このビジネスプランのもと、サスティナビリティを「あると良いもの」から「最低限必要なこと」にすることを可能にし、顧客よりその信念が支持され、確固たるブランド力を持つことに成功しました。
3:健康機器メーカーの身近に実感できるブランディング事例
体重計や健康器具などで有名な「株式会社タニタ」は、「人々の健康づくりに貢献する」というコンセプトのもと、タニタの社員食堂の高栄養・低カロリーの食事が有名になり、ブランド戦略に成功した企業です。
社員食堂のメニューを再現できるレシピ本の販売や、一般の人が利用できる「タニタ食堂」をオープンするなど、顧客に「健康になれる」というイメージを持たせる活動が、様々なメディアに取り上げられ、知名度が一気に上がりました。
そしてそのレシピや食堂を利用した顧客が「タニタ商品を使うと健康になれる」ということを実感し、ブランディングが確立されました。
4:大手車メーカーの品質維持によるブランディング事例
トヨタの品質保証とは、お客様にとって、「品質」が満足、「信頼」できる、「経済的」であること、と定義しています。

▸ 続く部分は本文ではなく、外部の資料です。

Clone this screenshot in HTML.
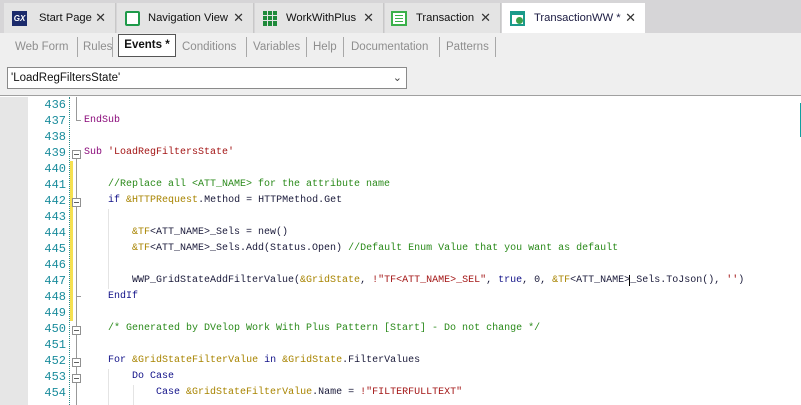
<!DOCTYPE html>
<html><head><style>
*{margin:0;padding:0;box-sizing:border-box}
body{width:801px;height:405px;overflow:hidden;background:#fff;font-family:"Liberation Sans",sans-serif;position:relative}
.tb{position:absolute;left:0;top:0;width:801px;height:33px;background:#d6d5d7}
.tab{position:absolute;top:3px;height:30px;background:#e4e4e4;border-right:1px solid #c8c8c8;font-size:11.2px;color:#111;line-height:30px}
.tab .ic{position:absolute;left:8px;top:8px;width:15px;height:15px}
.tab .t{position:absolute;left:33px}
.tab .x{position:absolute;right:9px;font-size:13px;color:#333}
.sub{position:absolute;left:0;top:33px;width:801px;height:63px;background:#efefef;border-bottom:1px solid #a0a0a0}
.st{position:absolute;top:6px;font-size:11.5px;color:#8e8e8e;line-height:16px}
.sep{position:absolute;top:4px;width:1px;height:20px;background:#a8a8a8}
.dd{position:absolute;left:7px;top:34px;width:400px;height:22px;background:#fff;border:1px solid #8a8a8a;font-size:11.5px;line-height:20px;padding-left:3px;color:#111}
.gut{position:absolute;left:0;top:97px;width:28px;height:308px;background:#e6e6e6}
.ln{position:absolute;left:28px;width:38px;text-align:right;font-family:"Liberation Mono",monospace;font-size:12px;color:#1a8c9c;height:16px;line-height:16px}
.code{position:absolute;left:84px;font-family:"Liberation Mono",monospace;font-size:10px;white-space:pre;height:16px;line-height:16px;color:#1a1a3a}
.k{color:#111188}.p{color:#8a0a7a}.v{color:#a88400}.s{color:#a31515}.c{color:#2a8a1a}
.fb{position:absolute;left:72px;width:9px;height:9px;border:1px solid #909090;background:#fff}
.fb:after{content:"";position:absolute;left:1px;top:3px;width:5px;height:1px;background:#606060}
.cur{border-left:1px solid #000;margin-left:-1px}
</style></head><body>
<div class="tb">
 <div class="tab" style="left:4px;width:112px"><div class="ic" style="background:#1b2a6b;color:#fff;font-size:8px;font-weight:bold;font-style:italic;line-height:15px;text-align:center">GX</div><span class="t" style="left:35px">Start Page</span><span class="x">✕</span></div>
 <div class="tab" style="left:117px;width:137px"><div class="ic" style="border:2px solid #1f9a4a;border-radius:2px;background:#fff"></div><span class="t" style="left:31px">Navigation View</span><span class="x">✕</span></div>
 <div class="tab" style="left:255px;width:129px"><div class="ic" style="background:repeating-linear-gradient(90deg,#1e8a3a 0 4px,#e4e4e4 4px 5px),#1e8a3a"><div style="position:absolute;left:0;top:4px;width:15px;height:1px;background:#e4e4e4"></div><div style="position:absolute;left:0;top:9px;width:15px;height:1px;background:#e4e4e4"></div></div><span class="t" style="left:31px">WorkWithPlus</span><span class="x">✕</span></div>
 <div class="tab" style="left:385px;width:116px"><div class="ic" style="left:6px;border:2px solid #3ab04a;background:#fff;width:16px"><div style="margin:2px;height:1px;background:#3ab04a;box-shadow:0 3px #3ab04a,0 6px #3ab04a"></div></div><span class="t" style="left:31px">Transaction</span><span class="x">✕</span></div>
 <div class="tab" style="left:502px;width:143px;background:#fff;border:none"><div class="ic" style="border:2px solid #1a9a8a;border-top-width:4px;background:#fff"><div style="position:absolute;right:0;bottom:0;width:7px;height:7px;border-radius:50%;background:#3aa04a"></div></div><span class="t" style="left:32px;color:#1a1a40">TransactionWW *</span><span class="x">✕</span></div>
</div>
<div class="sub">
 <span class="st" style="left:15px">Web Form</span><div class="sep" style="left:77px"></div>
 <span class="st" style="left:83px">Rules</span><div class="sep" style="left:112px"></div>
 <div style="position:absolute;left:118px;top:1px;width:58px;height:23px;border:1px solid #555;background:#fff;font-size:11.5px;font-weight:bold;line-height:21px;text-align:center;color:#111">Events *</div>
 <span class="st" style="left:182px">Conditions</span><div class="sep" style="left:246px"></div>
 <span class="st" style="left:253px">Variables</span><div class="sep" style="left:306px"></div>
 <span class="st" style="left:313px">Help</span><div class="sep" style="left:343px"></div>
 <span class="st" style="left:351px">Documentation</span><div class="sep" style="left:439px"></div>
 <span class="st" style="left:446px">Patterns</span><div class="sep" style="left:495px"></div>
 <div class="dd">'LoadRegFiltersState'<span style="position:absolute;right:4px;top:0;font-size:11px;color:#444">&#8964;</span></div>
</div>
<div class="gut"></div>
<div style="position:absolute;left:69px;top:97px;height:308px;border-left:1px dotted #2a8a8a"></div>
<div style="position:absolute;left:70px;top:161px;width:3px;height:160px;background:#f5e050"></div>
<div style="position:absolute;left:76px;top:97px;width:1px;height:24px;background:#999"></div>
<div style="position:absolute;left:76px;top:120px;width:5px;height:1px;background:#999"></div>
<div style="position:absolute;left:76px;top:156px;width:1px;height:249px;background:#999"></div>
<div style="position:absolute;left:76px;top:296px;width:5px;height:1px;background:#999"></div>
<div style="position:absolute;left:800px;top:103px;width:1px;height:34px;background:#10a0a0"></div>
<div class="fb" style="top:150px"></div>
<div class="fb" style="top:198px"></div>
<div class="fb" style="top:326px"></div>
<div class="fb" style="top:358px"></div>
<div class="fb" style="top:374px"></div>
<div style="position:absolute;left:108px;top:209px;width:1px;height:80px;background:#e4e4e4"></div>
<div style="position:absolute;left:108px;top:369px;width:1px;height:36px;background:#e4e4e4"></div>
<div style="position:absolute;left:133px;top:385px;width:1px;height:20px;background:#e4e4e4"></div>

<div class="ln" style="top:97px">436</div>
<div class="ln" style="top:113px">437</div><div class="code p" style="top:113px">EndSub</div>
<div class="ln" style="top:129px">438</div>
<div class="ln" style="top:145px">439</div><div class="code" style="top:145px"><span class="p">Sub</span> <span class="s">'LoadRegFiltersState'</span></div>
<div class="ln" style="top:161px">440</div>
<div class="ln" style="top:177px">441</div><div class="code c" style="top:177px">    //Replace all &lt;ATT_NAME&gt; for the attribute name</div>
<div class="ln" style="top:193px">442</div><div class="code" style="top:193px">    <span class="k">if</span> <span class="v">&amp;HTTPRequest</span>.Method = HTTPMethod.Get</div>
<div class="ln" style="top:209px">443</div>
<div class="ln" style="top:225px">444</div><div class="code" style="top:225px">        <span class="v">&amp;TF</span>&lt;ATT_NAME&gt;_Sels = new()</div>
<div class="ln" style="top:241px">445</div><div class="code" style="top:241px">        <span class="v">&amp;TF</span>&lt;ATT_NAME&gt;_Sels.Add(Status.Open) <span class="c">//Default Enum Value that you want as default</span></div>
<div class="ln" style="top:257px">446</div>
<div class="ln" style="top:273px">447</div><div class="code" style="top:273px">        WWP_GridStateAddFilterValue(<span class="v">&amp;GridState</span>, <span class="s">!"TF&lt;ATT_NAME&gt;_SEL"</span>, <span class="k">true</span>, 0, <span class="v">&amp;TF</span>&lt;ATT_NAME&gt;<span class="cur">_</span>Sels.ToJson(), <span class="s">''</span>)</div>
<div class="ln" style="top:289px">448</div><div class="code k" style="top:289px">    EndIf</div>
<div class="ln" style="top:305px">449</div>
<div class="ln" style="top:321px">450</div><div class="code c" style="top:321px">    /* Generated by DVelop Work With Plus Pattern [Start] - Do not change */</div>
<div class="ln" style="top:337px">451</div>
<div class="ln" style="top:353px">452</div><div class="code" style="top:353px">    <span class="k">For</span> <span class="v">&amp;GridStateFilterValue</span> <span class="k">in</span> <span class="v">&amp;GridState</span>.FilterValues</div>
<div class="ln" style="top:369px">453</div><div class="code k" style="top:369px">        Do Case</div>
<div class="ln" style="top:385px">454</div><div class="code" style="top:385px">            <span class="k">Case</span> <span class="v">&amp;GridStateFilterValue</span>.Name = <span class="s">!"FILTERFULLTEXT"</span></div>
</body></html>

通常、品質を決めるのはその商品を作る企業側ですが、トヨタはその定義をお客様目線で考えることを、ブランディングの柱としました。
社内では製品企画、製品設計、生産準備、購買、号口生産、検査、販売の8つのステップすべてで品質監査し、順次、そのステップごとで品質保証していくことが、お客様から品質保証してもらえることだと考え、高品質にこだわりました。

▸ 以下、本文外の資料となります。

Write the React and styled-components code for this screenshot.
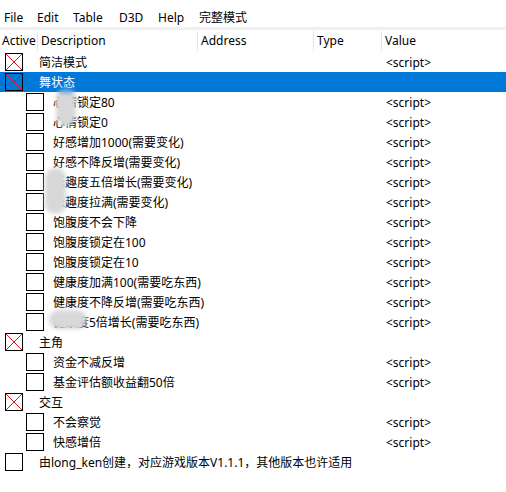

このように、妥協しない技術で高品質な製品を作り、お客様に認めてもらえるようにという社内文化が浸透し、現在、「トヨタ製品は高品質」という企業イメージが日本のみならず、世界的に出来上がりました。
5:歴史ある薬メーカーのリブランディング事例
200年以上歴史がある「龍角散」を倒産の危機から救ったのが、リブランディングです。一時期、龍角散はメインターゲットの高齢化により市場のニーズと製品にズレが起こり、倒産の危機に陥りました。
龍角散はリブランディングにあたり、消費者のニーズや不満を聞き取り、調査し、それをもとに「喉を守る」というコンセプトに変更しました。
コンセプト変更により、ターゲットをあらゆる年代に広げ、売れる時期を風邪が流行る冬だけでなく、通年売れる商品へ変化させることに成功しました。そして龍角散製品の強みは残しつつ、消費者のニーズに合わせて商品の形を柔軟に変え、新商品を開発しました。
携帯性を重視した「龍角散ダイレクト」、いつでもどこでも使える「龍角散のど飴」、介護のニーズに応えた「らくらく服薬ゼリーシリーズ」、どれも使いやすさを重要視し、顧客の満足度を高めました。
企業のブランディングについて理解しよう
企業ブランディングとは、経済活動とは直結しないように思われますが、ブランディングを通し企業のイメージを向上させ、売り上げも上がり、愛される企業に成長できます。
企業イメージが良くなれば、競合他社と差別化することもでき、価格競争に巻き込まれることも少なくなります。
そして社員も向上心をもって仕事ができ、経営陣だけでなく社員全員で会社の良い未来のために行動するようになります。仕事にやりがいを持ち、チームとして同じ方向を向いて進む企業は、その大きさに関係なく必ず成功する企業になります。